===== Data excerpts =====
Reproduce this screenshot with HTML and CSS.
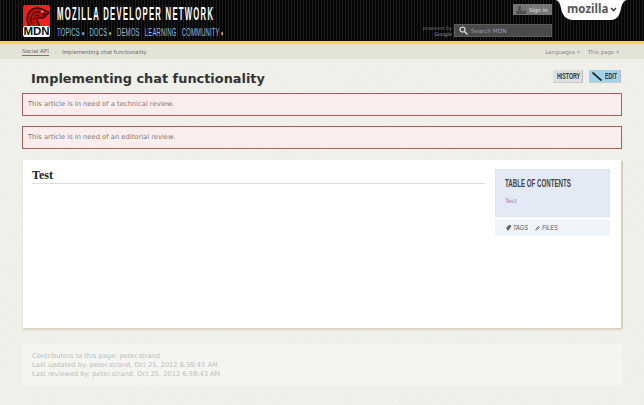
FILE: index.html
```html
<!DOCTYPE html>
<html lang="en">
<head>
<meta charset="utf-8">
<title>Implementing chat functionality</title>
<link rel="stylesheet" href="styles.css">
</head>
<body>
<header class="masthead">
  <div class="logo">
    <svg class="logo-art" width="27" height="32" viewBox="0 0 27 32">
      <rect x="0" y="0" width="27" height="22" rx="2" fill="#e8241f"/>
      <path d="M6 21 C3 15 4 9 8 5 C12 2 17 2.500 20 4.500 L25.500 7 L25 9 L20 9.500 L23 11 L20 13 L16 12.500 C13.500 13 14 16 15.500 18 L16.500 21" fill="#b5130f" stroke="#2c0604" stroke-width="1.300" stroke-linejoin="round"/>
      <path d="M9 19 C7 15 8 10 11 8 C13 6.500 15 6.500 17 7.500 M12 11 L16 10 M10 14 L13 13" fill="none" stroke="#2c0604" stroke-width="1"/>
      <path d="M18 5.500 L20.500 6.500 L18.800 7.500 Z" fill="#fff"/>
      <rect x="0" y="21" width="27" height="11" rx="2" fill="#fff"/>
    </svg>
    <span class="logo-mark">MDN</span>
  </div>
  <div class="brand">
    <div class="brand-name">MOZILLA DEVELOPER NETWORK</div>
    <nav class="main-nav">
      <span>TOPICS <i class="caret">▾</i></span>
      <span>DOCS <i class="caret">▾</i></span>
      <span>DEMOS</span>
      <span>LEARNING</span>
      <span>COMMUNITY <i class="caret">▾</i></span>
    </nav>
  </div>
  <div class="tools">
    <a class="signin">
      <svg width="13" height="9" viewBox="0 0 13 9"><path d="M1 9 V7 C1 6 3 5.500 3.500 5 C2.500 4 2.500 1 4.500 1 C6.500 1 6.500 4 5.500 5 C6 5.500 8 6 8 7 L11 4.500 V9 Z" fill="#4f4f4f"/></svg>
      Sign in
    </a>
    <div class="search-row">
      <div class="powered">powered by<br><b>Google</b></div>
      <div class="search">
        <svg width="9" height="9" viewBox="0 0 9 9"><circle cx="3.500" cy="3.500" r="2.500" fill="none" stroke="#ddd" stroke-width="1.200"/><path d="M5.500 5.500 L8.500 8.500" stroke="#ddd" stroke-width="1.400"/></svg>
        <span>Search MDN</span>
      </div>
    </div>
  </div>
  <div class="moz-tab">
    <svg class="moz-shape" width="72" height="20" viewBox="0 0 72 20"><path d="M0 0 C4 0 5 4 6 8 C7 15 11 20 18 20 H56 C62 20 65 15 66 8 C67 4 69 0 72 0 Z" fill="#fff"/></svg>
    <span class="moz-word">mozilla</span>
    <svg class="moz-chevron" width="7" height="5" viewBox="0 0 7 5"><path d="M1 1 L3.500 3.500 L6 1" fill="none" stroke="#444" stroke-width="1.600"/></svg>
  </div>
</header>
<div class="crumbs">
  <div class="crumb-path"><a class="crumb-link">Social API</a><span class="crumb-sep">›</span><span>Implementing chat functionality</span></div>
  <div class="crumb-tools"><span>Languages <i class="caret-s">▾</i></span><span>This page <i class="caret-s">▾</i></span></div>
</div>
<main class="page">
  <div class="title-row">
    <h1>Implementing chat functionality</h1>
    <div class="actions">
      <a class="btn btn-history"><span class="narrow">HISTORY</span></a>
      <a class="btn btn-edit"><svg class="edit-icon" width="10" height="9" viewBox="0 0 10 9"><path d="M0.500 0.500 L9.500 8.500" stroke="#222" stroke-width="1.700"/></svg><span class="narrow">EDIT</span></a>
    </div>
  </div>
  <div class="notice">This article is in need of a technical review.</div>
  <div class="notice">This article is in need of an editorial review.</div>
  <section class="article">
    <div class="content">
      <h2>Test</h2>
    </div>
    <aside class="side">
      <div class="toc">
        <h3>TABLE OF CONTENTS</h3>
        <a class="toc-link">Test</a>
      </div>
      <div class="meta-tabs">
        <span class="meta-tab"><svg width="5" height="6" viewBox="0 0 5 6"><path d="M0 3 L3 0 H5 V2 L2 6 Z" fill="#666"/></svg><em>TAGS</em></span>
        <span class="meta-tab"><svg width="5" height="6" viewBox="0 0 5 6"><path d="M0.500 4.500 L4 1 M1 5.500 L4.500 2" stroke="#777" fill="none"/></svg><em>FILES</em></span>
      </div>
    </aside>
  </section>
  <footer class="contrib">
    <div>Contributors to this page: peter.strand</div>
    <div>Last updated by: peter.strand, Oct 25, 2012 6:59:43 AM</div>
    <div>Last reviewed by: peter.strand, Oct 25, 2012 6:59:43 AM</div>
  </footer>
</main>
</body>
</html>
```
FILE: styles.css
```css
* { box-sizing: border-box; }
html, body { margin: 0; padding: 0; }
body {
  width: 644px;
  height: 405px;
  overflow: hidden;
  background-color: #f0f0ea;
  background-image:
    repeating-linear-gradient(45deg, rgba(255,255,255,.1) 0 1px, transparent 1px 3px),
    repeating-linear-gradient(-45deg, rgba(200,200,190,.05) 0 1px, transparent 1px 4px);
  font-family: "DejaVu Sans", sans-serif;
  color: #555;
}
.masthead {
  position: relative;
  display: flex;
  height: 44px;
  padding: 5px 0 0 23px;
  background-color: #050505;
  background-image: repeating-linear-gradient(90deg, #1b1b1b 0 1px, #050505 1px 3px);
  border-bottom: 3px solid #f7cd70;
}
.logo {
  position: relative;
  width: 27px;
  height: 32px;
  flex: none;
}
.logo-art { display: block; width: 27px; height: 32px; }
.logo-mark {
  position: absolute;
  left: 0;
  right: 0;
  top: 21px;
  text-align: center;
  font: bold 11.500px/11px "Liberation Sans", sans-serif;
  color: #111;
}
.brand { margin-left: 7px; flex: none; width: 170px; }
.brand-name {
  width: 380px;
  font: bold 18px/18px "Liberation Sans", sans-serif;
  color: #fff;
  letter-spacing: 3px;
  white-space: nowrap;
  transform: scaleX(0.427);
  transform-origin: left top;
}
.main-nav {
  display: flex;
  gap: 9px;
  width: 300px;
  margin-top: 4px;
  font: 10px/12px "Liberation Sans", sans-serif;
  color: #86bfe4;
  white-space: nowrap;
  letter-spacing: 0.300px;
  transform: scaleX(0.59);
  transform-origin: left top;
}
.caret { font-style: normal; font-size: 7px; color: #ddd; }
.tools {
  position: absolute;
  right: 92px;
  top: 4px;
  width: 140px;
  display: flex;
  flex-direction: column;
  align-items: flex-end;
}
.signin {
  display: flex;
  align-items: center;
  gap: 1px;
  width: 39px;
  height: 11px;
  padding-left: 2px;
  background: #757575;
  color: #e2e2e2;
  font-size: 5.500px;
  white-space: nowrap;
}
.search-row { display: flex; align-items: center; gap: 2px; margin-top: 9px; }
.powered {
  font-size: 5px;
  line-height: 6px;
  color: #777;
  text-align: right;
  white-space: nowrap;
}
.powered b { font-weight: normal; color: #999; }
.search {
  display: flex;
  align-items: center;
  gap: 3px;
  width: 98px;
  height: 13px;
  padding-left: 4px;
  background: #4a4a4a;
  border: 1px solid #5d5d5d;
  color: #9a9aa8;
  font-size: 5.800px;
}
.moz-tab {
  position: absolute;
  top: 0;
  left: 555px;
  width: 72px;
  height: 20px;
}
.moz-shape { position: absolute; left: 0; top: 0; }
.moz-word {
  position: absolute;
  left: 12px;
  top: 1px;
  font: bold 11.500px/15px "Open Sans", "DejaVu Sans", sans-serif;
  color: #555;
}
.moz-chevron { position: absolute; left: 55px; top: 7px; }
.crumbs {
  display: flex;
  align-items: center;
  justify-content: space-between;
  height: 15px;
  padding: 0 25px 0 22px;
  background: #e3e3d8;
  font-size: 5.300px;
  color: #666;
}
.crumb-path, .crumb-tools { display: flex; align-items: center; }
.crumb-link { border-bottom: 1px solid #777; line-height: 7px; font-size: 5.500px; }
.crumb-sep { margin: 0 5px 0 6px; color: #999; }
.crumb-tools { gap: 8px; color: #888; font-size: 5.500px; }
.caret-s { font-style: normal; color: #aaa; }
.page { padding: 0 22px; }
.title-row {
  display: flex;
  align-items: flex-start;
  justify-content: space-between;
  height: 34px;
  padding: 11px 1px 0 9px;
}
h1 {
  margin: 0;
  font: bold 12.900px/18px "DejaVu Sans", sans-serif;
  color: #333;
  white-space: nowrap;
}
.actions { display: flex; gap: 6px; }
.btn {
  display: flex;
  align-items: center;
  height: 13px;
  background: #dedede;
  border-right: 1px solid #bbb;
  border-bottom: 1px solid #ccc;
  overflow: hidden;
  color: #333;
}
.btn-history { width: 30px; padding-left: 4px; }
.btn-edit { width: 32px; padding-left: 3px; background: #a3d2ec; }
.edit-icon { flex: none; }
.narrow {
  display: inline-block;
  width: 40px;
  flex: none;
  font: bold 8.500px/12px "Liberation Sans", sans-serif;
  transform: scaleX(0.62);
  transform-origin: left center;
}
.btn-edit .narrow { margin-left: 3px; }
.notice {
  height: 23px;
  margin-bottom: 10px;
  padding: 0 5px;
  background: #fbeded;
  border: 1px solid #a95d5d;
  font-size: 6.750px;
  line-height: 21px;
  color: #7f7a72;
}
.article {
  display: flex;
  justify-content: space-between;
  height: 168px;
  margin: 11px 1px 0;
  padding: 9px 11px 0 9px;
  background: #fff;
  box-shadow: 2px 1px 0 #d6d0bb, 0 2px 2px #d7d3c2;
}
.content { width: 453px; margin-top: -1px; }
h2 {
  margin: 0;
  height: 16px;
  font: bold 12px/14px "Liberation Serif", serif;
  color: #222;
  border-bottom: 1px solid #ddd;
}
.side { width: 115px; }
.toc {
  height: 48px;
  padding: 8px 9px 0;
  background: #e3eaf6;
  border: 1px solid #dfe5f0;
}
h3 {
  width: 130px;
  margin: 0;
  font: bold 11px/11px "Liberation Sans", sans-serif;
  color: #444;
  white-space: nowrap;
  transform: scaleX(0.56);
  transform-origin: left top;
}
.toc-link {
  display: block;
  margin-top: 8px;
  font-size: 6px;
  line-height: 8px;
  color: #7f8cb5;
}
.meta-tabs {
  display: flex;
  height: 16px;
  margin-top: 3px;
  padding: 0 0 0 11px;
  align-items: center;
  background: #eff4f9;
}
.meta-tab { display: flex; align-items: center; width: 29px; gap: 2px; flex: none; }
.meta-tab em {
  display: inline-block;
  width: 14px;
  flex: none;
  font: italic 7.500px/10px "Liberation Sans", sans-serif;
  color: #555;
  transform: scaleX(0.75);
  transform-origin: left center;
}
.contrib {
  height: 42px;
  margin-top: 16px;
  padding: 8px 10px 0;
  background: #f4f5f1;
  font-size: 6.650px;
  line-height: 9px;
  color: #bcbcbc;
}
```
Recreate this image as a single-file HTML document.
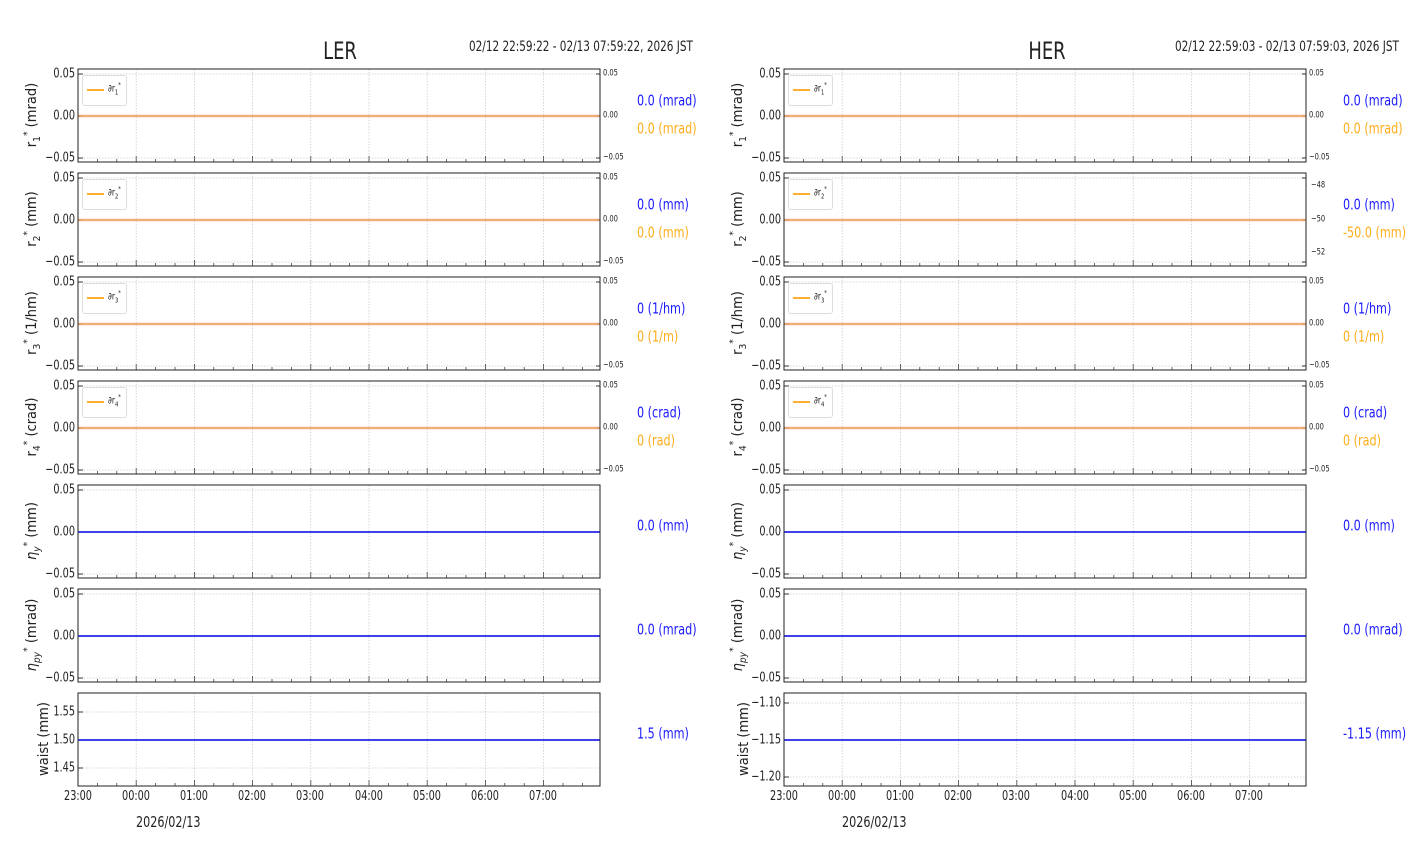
=====
Count all lines of the data that include "image". The answer is the number alone.

3